## WHAT IS REQUIRED
Without including any images, repeat the data exactly.

## RECORDED DATA
>>>
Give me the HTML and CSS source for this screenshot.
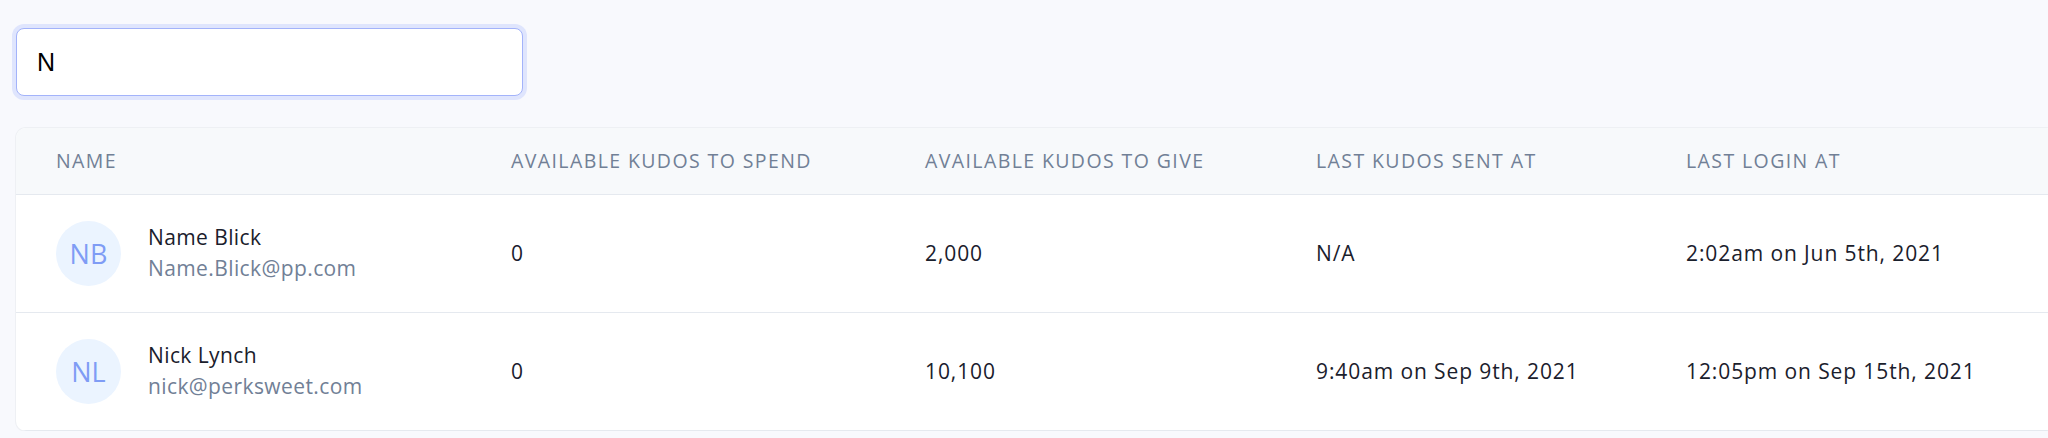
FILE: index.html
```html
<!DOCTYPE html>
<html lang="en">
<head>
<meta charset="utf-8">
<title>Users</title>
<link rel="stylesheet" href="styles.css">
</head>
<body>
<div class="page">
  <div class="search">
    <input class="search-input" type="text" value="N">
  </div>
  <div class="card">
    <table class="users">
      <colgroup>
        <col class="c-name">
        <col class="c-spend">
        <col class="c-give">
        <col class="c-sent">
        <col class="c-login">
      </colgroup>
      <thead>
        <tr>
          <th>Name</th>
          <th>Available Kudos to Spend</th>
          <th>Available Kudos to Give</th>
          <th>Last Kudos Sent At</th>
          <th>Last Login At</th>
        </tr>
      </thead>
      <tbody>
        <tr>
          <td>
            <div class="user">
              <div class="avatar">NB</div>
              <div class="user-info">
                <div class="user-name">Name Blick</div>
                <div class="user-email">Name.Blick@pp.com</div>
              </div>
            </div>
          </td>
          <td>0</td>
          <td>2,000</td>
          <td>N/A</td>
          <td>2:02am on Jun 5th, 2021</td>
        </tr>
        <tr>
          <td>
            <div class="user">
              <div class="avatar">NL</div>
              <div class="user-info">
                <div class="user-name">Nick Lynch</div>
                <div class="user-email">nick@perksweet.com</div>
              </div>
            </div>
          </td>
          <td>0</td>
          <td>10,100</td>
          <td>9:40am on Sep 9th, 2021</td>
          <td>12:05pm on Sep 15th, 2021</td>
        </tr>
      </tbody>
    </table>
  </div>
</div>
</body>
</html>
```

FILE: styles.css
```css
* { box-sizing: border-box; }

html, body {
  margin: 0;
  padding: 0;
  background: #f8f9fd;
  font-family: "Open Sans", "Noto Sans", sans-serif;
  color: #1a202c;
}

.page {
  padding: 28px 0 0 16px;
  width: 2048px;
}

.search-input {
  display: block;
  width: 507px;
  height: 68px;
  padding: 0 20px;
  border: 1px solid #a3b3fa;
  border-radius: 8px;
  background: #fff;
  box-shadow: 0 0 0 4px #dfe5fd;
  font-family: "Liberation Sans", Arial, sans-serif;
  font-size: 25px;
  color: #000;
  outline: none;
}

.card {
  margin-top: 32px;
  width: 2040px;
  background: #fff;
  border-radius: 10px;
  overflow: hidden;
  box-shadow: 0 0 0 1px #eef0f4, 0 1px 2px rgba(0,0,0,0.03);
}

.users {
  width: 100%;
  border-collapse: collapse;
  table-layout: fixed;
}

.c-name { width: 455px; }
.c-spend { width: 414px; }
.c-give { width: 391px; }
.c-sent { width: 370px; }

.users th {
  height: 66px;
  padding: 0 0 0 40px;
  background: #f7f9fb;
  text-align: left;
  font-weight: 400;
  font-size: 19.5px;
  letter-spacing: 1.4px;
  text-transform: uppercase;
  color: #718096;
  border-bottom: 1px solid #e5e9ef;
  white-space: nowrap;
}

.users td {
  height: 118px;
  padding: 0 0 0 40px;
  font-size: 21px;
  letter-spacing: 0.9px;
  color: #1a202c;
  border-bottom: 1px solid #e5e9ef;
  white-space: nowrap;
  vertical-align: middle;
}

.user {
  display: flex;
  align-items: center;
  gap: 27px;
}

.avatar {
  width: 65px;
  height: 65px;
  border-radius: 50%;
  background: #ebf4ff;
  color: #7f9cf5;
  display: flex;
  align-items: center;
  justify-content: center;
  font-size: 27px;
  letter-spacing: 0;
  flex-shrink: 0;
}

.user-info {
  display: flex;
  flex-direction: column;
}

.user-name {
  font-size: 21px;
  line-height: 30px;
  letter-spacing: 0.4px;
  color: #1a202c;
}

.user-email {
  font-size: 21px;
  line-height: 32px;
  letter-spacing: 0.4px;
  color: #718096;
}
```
<<<
## SOLUTION TO THE PROBLEM
Give me the HTML and CSS source for this screenshot.
FILE: index.html
```html
<!DOCTYPE html>
<html lang="en">
<head>
<meta charset="utf-8">
<title>Users</title>
<link rel="stylesheet" href="styles.css">
</head>
<body>
<div class="page">
  <div class="search">
    <input class="search-input" type="text" value="N">
  </div>
  <div class="card">
    <table class="users">
      <colgroup>
        <col class="c-name">
        <col class="c-spend">
        <col class="c-give">
        <col class="c-sent">
        <col class="c-login">
      </colgroup>
      <thead>
        <tr>
          <th>Name</th>
          <th>Available Kudos to Spend</th>
          <th>Available Kudos to Give</th>
          <th>Last Kudos Sent At</th>
          <th>Last Login At</th>
        </tr>
      </thead>
      <tbody>
        <tr>
          <td>
            <div class="user">
              <div class="avatar">NB</div>
              <div class="user-info">
                <div class="user-name">Name Blick</div>
                <div class="user-email">Name.Blick@pp.com</div>
              </div>
            </div>
          </td>
          <td>0</td>
          <td>2,000</td>
          <td>N/A</td>
          <td>2:02am on Jun 5th, 2021</td>
        </tr>
        <tr>
          <td>
            <div class="user">
              <div class="avatar">NL</div>
              <div class="user-info">
                <div class="user-name">Nick Lynch</div>
                <div class="user-email">nick@perksweet.com</div>
              </div>
            </div>
          </td>
          <td>0</td>
          <td>10,100</td>
          <td>9:40am on Sep 9th, 2021</td>
          <td>12:05pm on Sep 15th, 2021</td>
        </tr>
      </tbody>
    </table>
  </div>
</div>
</body>
</html>
```

FILE: styles.css
```css
* { box-sizing: border-box; }

html, body {
  margin: 0;
  padding: 0;
  background: #f8f9fd;
  font-family: "Open Sans", "Noto Sans", sans-serif;
  color: #1a202c;
}

.page {
  padding: 28px 0 0 16px;
  width: 2048px;
}

.search-input {
  display: block;
  width: 507px;
  height: 68px;
  padding: 0 20px;
  border: 1px solid #a3b3fa;
  border-radius: 8px;
  background: #fff;
  box-shadow: 0 0 0 4px #dfe5fd;
  font-family: "Liberation Sans", Arial, sans-serif;
  font-size: 25px;
  color: #000;
  outline: none;
}

.card {
  margin-top: 32px;
  width: 2040px;
  background: #fff;
  border-radius: 10px;
  overflow: hidden;
  box-shadow: 0 0 0 1px #eef0f4, 0 1px 2px rgba(0,0,0,0.03);
}

.users {
  width: 100%;
  border-collapse: collapse;
  table-layout: fixed;
}

.c-name { width: 455px; }
.c-spend { width: 414px; }
.c-give { width: 391px; }
.c-sent { width: 370px; }

.users th {
  height: 66px;
  padding: 0 0 0 40px;
  background: #f7f9fb;
  text-align: left;
  font-weight: 400;
  font-size: 19.5px;
  letter-spacing: 1.4px;
  text-transform: uppercase;
  color: #718096;
  border-bottom: 1px solid #e5e9ef;
  white-space: nowrap;
}

.users td {
  height: 118px;
  padding: 0 0 0 40px;
  font-size: 21px;
  letter-spacing: 0.9px;
  color: #1a202c;
  border-bottom: 1px solid #e5e9ef;
  white-space: nowrap;
  vertical-align: middle;
}

.user {
  display: flex;
  align-items: center;
  gap: 27px;
}

.avatar {
  width: 65px;
  height: 65px;
  border-radius: 50%;
  background: #ebf4ff;
  color: #7f9cf5;
  display: flex;
  align-items: center;
  justify-content: center;
  font-size: 27px;
  letter-spacing: 0;
  flex-shrink: 0;
}

.user-info {
  display: flex;
  flex-direction: column;
}

.user-name {
  font-size: 21px;
  line-height: 30px;
  letter-spacing: 0.4px;
  color: #1a202c;
}

.user-email {
  font-size: 21px;
  line-height: 32px;
  letter-spacing: 0.4px;
  color: #718096;
}
```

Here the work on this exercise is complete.